Within 18 months, “compaction-first” agent design will be as standard as “mobile-first” web design was in 2015. Not because it’s elegant—because the economics are inexorable.

Infinite context sounds like a solution until you do the math. At current rates, 200K tokens costs roughly $1-2 per request. For an agent running continuously with 4K token output per step, that’s $1-2 every 50 steps. A 3,000-step task (not unusual for our workloads) becomes $60-120 in context costs alone. And that’s assuming you want all that context—which, as we’ve shown, you don’t.

The alternative: compact aggressively, store in external state (DynamoDB, Postgres, whatever—costs pennies per million operations), and pay for tokens you actually use. With 32K effective context and strategic compaction, the same 3,000-step task costs under $5.
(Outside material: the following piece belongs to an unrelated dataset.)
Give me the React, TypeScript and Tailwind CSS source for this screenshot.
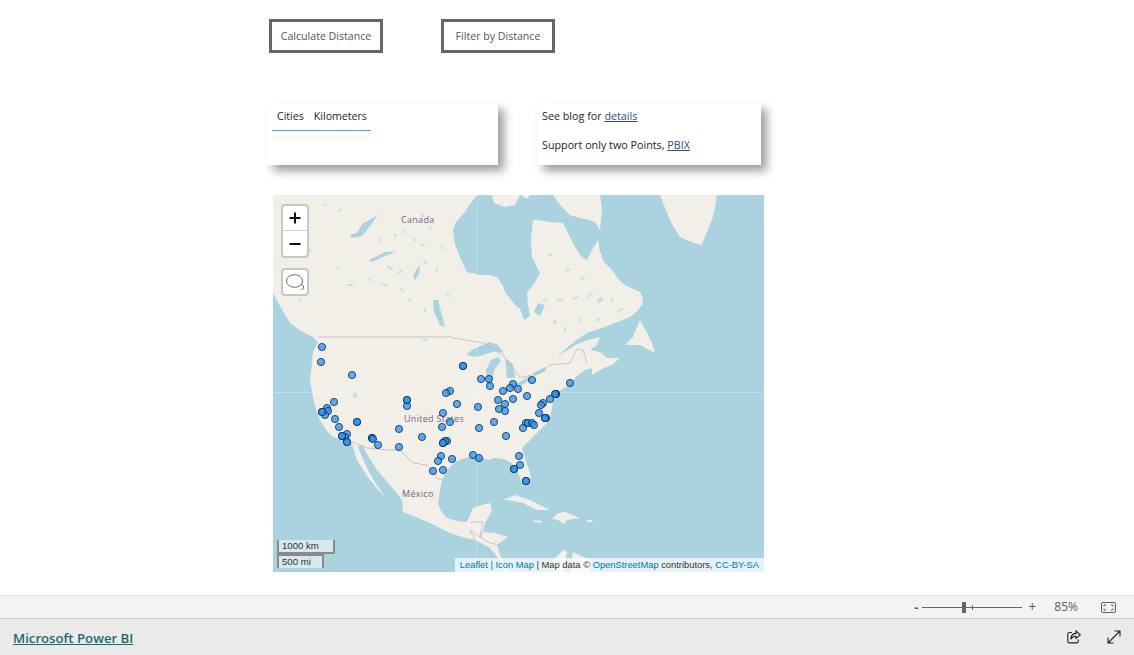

The technical argument is simpler: agents work better when they’re forced to re-synchronize periodically. The financial argument is overwhelming. The only reason we’re not all designing this way is inertia—we’re still thinking of context as memory to preserve rather than a working set to curate.

Start With One Hook

If you’re building long-running agents, don’t wait for your context limit to bite. Implement a PreCompact hook today. It costs nothing if you’re not hitting limits yet, and it transforms a future emergency into a controlled synchronization point.

The code above is real—it’s running in production, handling tasks that run for hours and call thousands of tools. The patterns work because they acknowledge something fundamental: context windows aren’t memory. They’re attention. And attention, by nature, must be focused.

Stop fighting the limit. Design for it.